Task to carry out: Set the listing down again in full, word for word, with the pictures left out.

Dataset excerpt:
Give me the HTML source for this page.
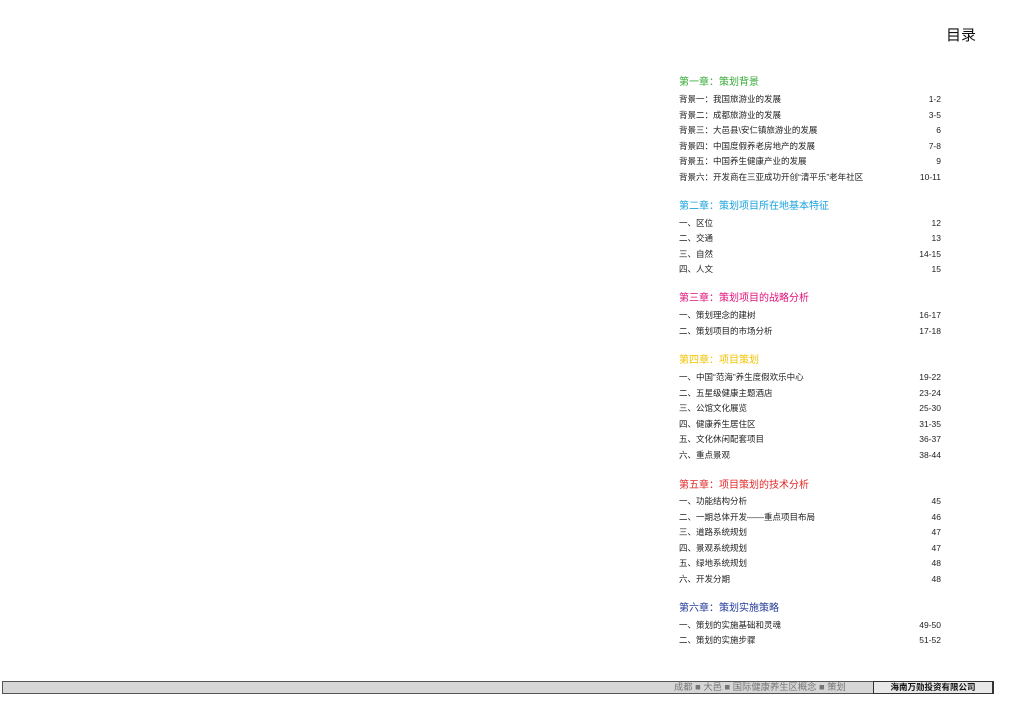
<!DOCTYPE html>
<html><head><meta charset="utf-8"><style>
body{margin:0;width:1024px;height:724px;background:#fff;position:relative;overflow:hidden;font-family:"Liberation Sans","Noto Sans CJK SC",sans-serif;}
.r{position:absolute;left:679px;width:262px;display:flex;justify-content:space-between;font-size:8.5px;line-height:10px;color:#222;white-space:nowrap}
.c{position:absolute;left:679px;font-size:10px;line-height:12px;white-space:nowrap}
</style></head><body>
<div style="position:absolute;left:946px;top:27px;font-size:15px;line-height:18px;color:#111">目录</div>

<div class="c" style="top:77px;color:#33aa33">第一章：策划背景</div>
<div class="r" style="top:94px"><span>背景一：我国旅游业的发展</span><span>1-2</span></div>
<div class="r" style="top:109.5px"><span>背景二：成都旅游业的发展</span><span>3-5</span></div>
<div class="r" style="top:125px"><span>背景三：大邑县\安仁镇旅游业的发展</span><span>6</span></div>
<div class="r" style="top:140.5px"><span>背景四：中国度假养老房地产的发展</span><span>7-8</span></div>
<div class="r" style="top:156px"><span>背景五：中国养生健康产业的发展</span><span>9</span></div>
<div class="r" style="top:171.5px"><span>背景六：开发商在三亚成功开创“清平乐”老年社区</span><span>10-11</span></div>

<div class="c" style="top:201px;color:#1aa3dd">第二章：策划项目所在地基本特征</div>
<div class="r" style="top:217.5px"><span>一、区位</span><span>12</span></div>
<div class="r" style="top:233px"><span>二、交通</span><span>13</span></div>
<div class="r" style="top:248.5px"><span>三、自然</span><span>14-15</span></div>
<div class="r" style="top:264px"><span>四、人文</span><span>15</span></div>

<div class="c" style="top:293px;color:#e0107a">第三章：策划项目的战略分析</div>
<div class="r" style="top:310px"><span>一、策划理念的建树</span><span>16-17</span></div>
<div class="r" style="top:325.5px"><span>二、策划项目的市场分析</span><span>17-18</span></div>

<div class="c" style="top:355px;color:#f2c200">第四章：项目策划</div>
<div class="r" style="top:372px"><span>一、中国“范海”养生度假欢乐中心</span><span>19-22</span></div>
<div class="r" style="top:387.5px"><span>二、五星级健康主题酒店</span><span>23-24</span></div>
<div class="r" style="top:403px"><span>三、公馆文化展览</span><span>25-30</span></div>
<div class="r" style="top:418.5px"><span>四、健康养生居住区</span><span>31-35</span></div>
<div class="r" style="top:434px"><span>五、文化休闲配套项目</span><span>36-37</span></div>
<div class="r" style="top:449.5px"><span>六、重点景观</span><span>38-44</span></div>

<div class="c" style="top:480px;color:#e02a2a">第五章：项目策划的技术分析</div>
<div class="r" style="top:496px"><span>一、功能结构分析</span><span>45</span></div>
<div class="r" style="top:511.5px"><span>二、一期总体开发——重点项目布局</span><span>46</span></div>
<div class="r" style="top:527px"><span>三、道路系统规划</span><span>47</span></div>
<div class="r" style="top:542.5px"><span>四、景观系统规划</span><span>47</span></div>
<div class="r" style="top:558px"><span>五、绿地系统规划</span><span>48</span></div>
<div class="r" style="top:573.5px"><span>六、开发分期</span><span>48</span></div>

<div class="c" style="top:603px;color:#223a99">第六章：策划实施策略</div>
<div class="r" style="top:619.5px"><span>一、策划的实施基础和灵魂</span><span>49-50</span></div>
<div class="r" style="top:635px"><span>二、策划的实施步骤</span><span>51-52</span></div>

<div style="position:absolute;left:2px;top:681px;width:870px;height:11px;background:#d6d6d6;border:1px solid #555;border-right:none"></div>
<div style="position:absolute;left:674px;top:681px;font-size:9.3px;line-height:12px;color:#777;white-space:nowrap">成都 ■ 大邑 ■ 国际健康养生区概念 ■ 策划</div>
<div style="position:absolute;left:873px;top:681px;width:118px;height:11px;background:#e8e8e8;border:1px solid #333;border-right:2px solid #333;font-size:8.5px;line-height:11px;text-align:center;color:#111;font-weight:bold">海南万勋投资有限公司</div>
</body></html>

In response:
Give me the HTML source for this page.
<!DOCTYPE html>
<html><head><meta charset="utf-8"><style>
body{margin:0;width:1024px;height:724px;background:#fff;position:relative;overflow:hidden;font-family:"Liberation Sans","Noto Sans CJK SC",sans-serif;}
.r{position:absolute;left:679px;width:262px;display:flex;justify-content:space-between;font-size:8.5px;line-height:10px;color:#222;white-space:nowrap}
.c{position:absolute;left:679px;font-size:10px;line-height:12px;white-space:nowrap}
</style></head><body>
<div style="position:absolute;left:946px;top:27px;font-size:15px;line-height:18px;color:#111">目录</div>

<div class="c" style="top:77px;color:#33aa33">第一章：策划背景</div>
<div class="r" style="top:94px"><span>背景一：我国旅游业的发展</span><span>1-2</span></div>
<div class="r" style="top:109.5px"><span>背景二：成都旅游业的发展</span><span>3-5</span></div>
<div class="r" style="top:125px"><span>背景三：大邑县\安仁镇旅游业的发展</span><span>6</span></div>
<div class="r" style="top:140.5px"><span>背景四：中国度假养老房地产的发展</span><span>7-8</span></div>
<div class="r" style="top:156px"><span>背景五：中国养生健康产业的发展</span><span>9</span></div>
<div class="r" style="top:171.5px"><span>背景六：开发商在三亚成功开创“清平乐”老年社区</span><span>10-11</span></div>

<div class="c" style="top:201px;color:#1aa3dd">第二章：策划项目所在地基本特征</div>
<div class="r" style="top:217.5px"><span>一、区位</span><span>12</span></div>
<div class="r" style="top:233px"><span>二、交通</span><span>13</span></div>
<div class="r" style="top:248.5px"><span>三、自然</span><span>14-15</span></div>
<div class="r" style="top:264px"><span>四、人文</span><span>15</span></div>

<div class="c" style="top:293px;color:#e0107a">第三章：策划项目的战略分析</div>
<div class="r" style="top:310px"><span>一、策划理念的建树</span><span>16-17</span></div>
<div class="r" style="top:325.5px"><span>二、策划项目的市场分析</span><span>17-18</span></div>

<div class="c" style="top:355px;color:#f2c200">第四章：项目策划</div>
<div class="r" style="top:372px"><span>一、中国“范海”养生度假欢乐中心</span><span>19-22</span></div>
<div class="r" style="top:387.5px"><span>二、五星级健康主题酒店</span><span>23-24</span></div>
<div class="r" style="top:403px"><span>三、公馆文化展览</span><span>25-30</span></div>
<div class="r" style="top:418.5px"><span>四、健康养生居住区</span><span>31-35</span></div>
<div class="r" style="top:434px"><span>五、文化休闲配套项目</span><span>36-37</span></div>
<div class="r" style="top:449.5px"><span>六、重点景观</span><span>38-44</span></div>

<div class="c" style="top:480px;color:#e02a2a">第五章：项目策划的技术分析</div>
<div class="r" style="top:496px"><span>一、功能结构分析</span><span>45</span></div>
<div class="r" style="top:511.5px"><span>二、一期总体开发——重点项目布局</span><span>46</span></div>
<div class="r" style="top:527px"><span>三、道路系统规划</span><span>47</span></div>
<div class="r" style="top:542.5px"><span>四、景观系统规划</span><span>47</span></div>
<div class="r" style="top:558px"><span>五、绿地系统规划</span><span>48</span></div>
<div class="r" style="top:573.5px"><span>六、开发分期</span><span>48</span></div>

<div class="c" style="top:603px;color:#223a99">第六章：策划实施策略</div>
<div class="r" style="top:619.5px"><span>一、策划的实施基础和灵魂</span><span>49-50</span></div>
<div class="r" style="top:635px"><span>二、策划的实施步骤</span><span>51-52</span></div>

<div style="position:absolute;left:2px;top:681px;width:870px;height:11px;background:#d6d6d6;border:1px solid #555;border-right:none"></div>
<div style="position:absolute;left:674px;top:681px;font-size:9.3px;line-height:12px;color:#777;white-space:nowrap">成都 ■ 大邑 ■ 国际健康养生区概念 ■ 策划</div>
<div style="position:absolute;left:873px;top:681px;width:118px;height:11px;background:#e8e8e8;border:1px solid #333;border-right:2px solid #333;font-size:8.5px;line-height:11px;text-align:center;color:#111;font-weight:bold">海南万勋投资有限公司</div>
</body></html>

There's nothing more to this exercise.